Что ж, частично Стивенсон на это ответил, и даже странно звучит такое суждение в устах писателя, от которого привыкли слышать: «На ветер!» и «Свистать всех наверх!» Тем не менее создатель «Острова сокровищ» однажды сказал: «Мы – в намордниках, и потому приходится оставлять без внимания по меньшей мере половину жизни, нас окружающей… Какие книги мог бы написать Диккенс, если бы ему позволили! Какие книги написал бы я сам! Но нам дают всего лишь ящик с игрушками и говорят: «Вот играйте и больше ни о чем не думайте!» Оружием буржуазии является голод. Если писатель приходит в столкновение с ее узкими понятиями, она просто и без разговоров лишает его средств к существованию. Сколько же талантов уничтожается сейчас на каждом шагу таким способом!».
Олдингтон, который эти нравы и времена помнил, в одном из романов описал, как тогда смотрели на «бунтаря»: мальчик (лицо автобиографическое) прочел стихи Суинберна и, пораженный, бросился к отцу:
– Папа, а Суинберн умер?
– Нет, – сухо отвечал отец, – не думаю, чтобы он умер. По-моему, он лечится от запоя.
Это означало «Поэт – плохой, его читать не следует».
– Все равно! – воскликнул мальчик. – Суинберн понимая он чувствовал он бессмертен!
Удар мальчик выдержал, однако с трудом, и не потому, что мальчик к таким ударам люди той эпохи вообще были мало подготовлены. Их воспитание и соответственно сознание так было устроено, что подноготная жизни, все называемое оборотной стороной медали сознательно не принималось в расчет или же умышленно скрывалось. И конечно, вдруг обнаруженное ошеломляло. Обычно о таком не говорили и делали все, чтобы книги таких поэтов не имели признания. Вообще, вещи не назывались своими именами, множества проблем как бы и не существовало, непременных проблем, на которых стоит жизнь.

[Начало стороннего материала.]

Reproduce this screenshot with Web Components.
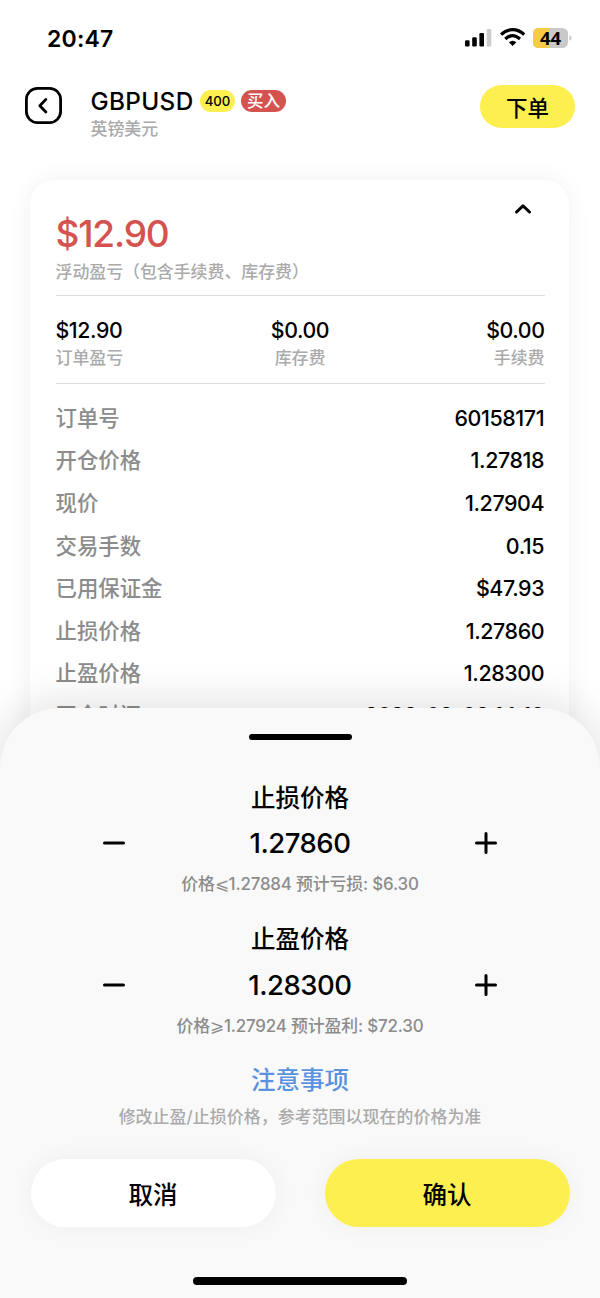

В «Портрете бунтаря» Олдингтон пространно рассказывает то же самое – о среде Стивенсона (который тоже читал вопреки всему Суинберна!), о «суровой дисциплине», об «ужасах», которыми его пугали. Страха перед дьяволом мы уже не испытываем и плохо представляем, что означает психически чувство «греха», зато приведем такую подробность: все те же пуритане, подобные людям стивенсоновского окружения, когда то уничтожили шекспировский «Глобус» – театр ведь считался греховным. Во времена Стивенсона театров, разумеется не жгли но все таки нельзя сказать, чтобы пуританские нравы, и притом в первозданном еще виде, перестали существовать Театров, положим, уже не жгли, однако романы читать все же не полагалось!
Разумеется, эпоха – мир пестрый, со «множеством отделений», выражаясь языком гамлетовским. То же время было высокой ступенью прогресса, буржуазного прогресса. Перечитайте очерк Герцена «Не виновен!» («Былое и думы» часть шестая), чтобы почувствовать, что за впечатление фасад Англии мог произвести на человека, прибывшего из другой страны Парламентские дебаты, публичные митинги, оппозиция, гласность. А какого бесстрашия достигла тогда наука! Наконец, тогда же существовала и «старая, добрая Англия». Пусть уже не под «де ревом зеленым», как было то в эпоху Робина Гуда, а в кругу семьи, у очага, однако она создала свои предания, свою поэзию. Домашний уют, диккенсовский оптимизм, Диккенс и сам Стивенсон, сколько бы он ни бунтовал, – явления все той же эпохи. Однако поверх всех свойств наиболее устойчивым признаком времени оказалось ханжество, лицемерие и ханжество. «Эпоха, которая развила фарисейство настолько, что было до статочно казаться порядочным, чтобы слыть таковым», – подвел итог Голсуорси в «Саге о Форсайтах».
Буржуазное фарисейство требовало, чтобы писатель, «хороший» писатель, был и «хорошим человеком». Собственно говоря, сказать надо «Хороший человек» с прописной буквы, в противовес «Плохому человеку» – это Гудмен и Ведмен, персонажи из книг пуританского писателя Бэньяна, на которых веками воспитывались англичане, в их числе и Стивенсон. И как тут все противоречиво! Бэньян – классик английской прозы. Нам-то это имя ничего не говорит,[162] но можно поверить англичанам на слово, поверить Диккенсу, Бернарду Шоу и тому же Стивенсону, которые прилагали все силы, чтобы по их собственной прозе хотя скользнул отсвет идеала, положенного некогда простым и выразительным стилем Бэньяна. Но те же книги служили источником узкой морали. «Хороший человек», уж известно, что это означало – чисто буржуазную благопристойность. Но вот как же, сам Шекспир и не платил долгов, был пойман за браконьерство, и частенько видели его с друзьями в таверне «Русалка». А нынешние! Этот Суинберн – лечится от… А Стивенсон! Виданное ли дело, бежать в Америку с замужней женщиной, матерью двоих детей. И Шекспира печатали «по-домашнему», без «грубых слов», чтобы «краской стыда не зажглись щеки молоденькой девушки».